The target is the so-called Toorak tractors - four-wheel-drive gas guzzlers that in Melbourne seem to spend most of their time negotiating the hazardous terrain of thoroughfares like Toorak Road and Orrong Road, ferrying children to and from private schools.

The Christian Science Monitor poll suggests that most Americans feel that with petrol prices rising, the government should force car makers to boost the fuel efficiency of the "wildly popular" vehicles. The same issue could resurface in next year's federal election campaign here.

Meanwhile, Daniel Yergin, chairman of Cambridge Energy Research Associates, and co-author of World Oil Scenarios to 2020 , warns that until additional supplies arrive, the market is vulnerable to disruption. "Some combination of events - spreading Middle Eastern violence, Iraqi machinations, labor unrest in the Venezuelan oil industry, a logistical bottleneck in the oil transport system, sheer cold weather - could disrupt the supply system, or turn the high anxiety in the world oil market into something more like a panic and send prices over $US40 a barrel, at least for a short time."
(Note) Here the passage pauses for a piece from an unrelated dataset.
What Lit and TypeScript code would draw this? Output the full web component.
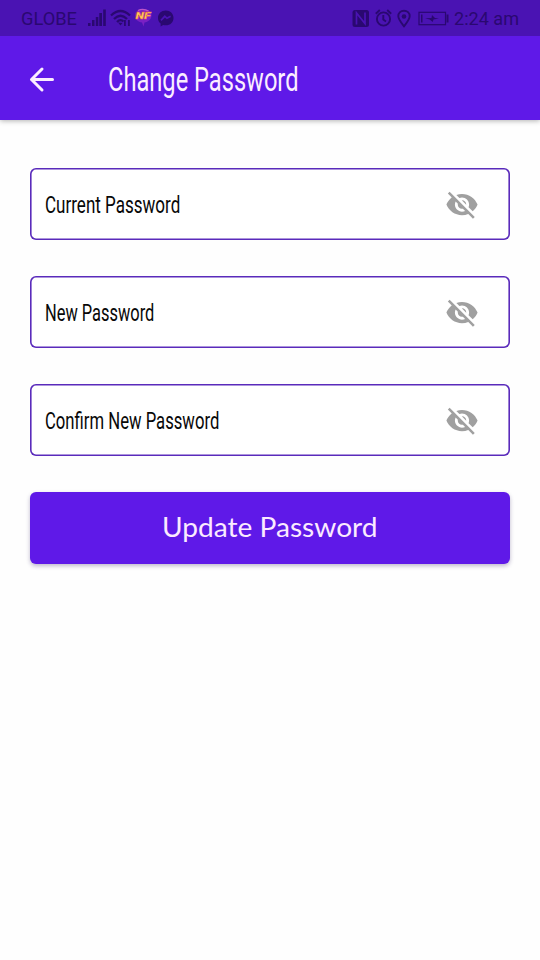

However, "what we're facing, at least so far, is not a crisis. It's a price shock, part of a particularly extreme cycle. It will probably pass".

Let's hope so.

http://theage.com.au/news/20001022/A64928-2000Oct21.html

-- Martin Thompson (mthom1927@aol.com), October 21, 2000

Answers

That's the big mystery to me. For the past two weeks oil inventories have plunged. Where are the tankers with all that extra OPEC oil?

-- Uncle Fred (dogboy45@bigfoot.com), October 21, 2000.

Same with Europe. Their inventories are dropping like a rock as well.

-- Billiver (billiver@aol.com), October 21, 2000.

Where have all the tankers gone? I'm sure they are not all lost at sea.

-- QMan (qman@c-zone.net), October 21, 2000.

Someone needs to fly over some of these tank farms and estimate the outage on the tanks. Tanks have floating roofs and an estimate can be made as to the volume. Although the API does much excellent work, they are also the month piece for the oil industry. The actual amount of oil on hand, say a year ago, may have been a fabication.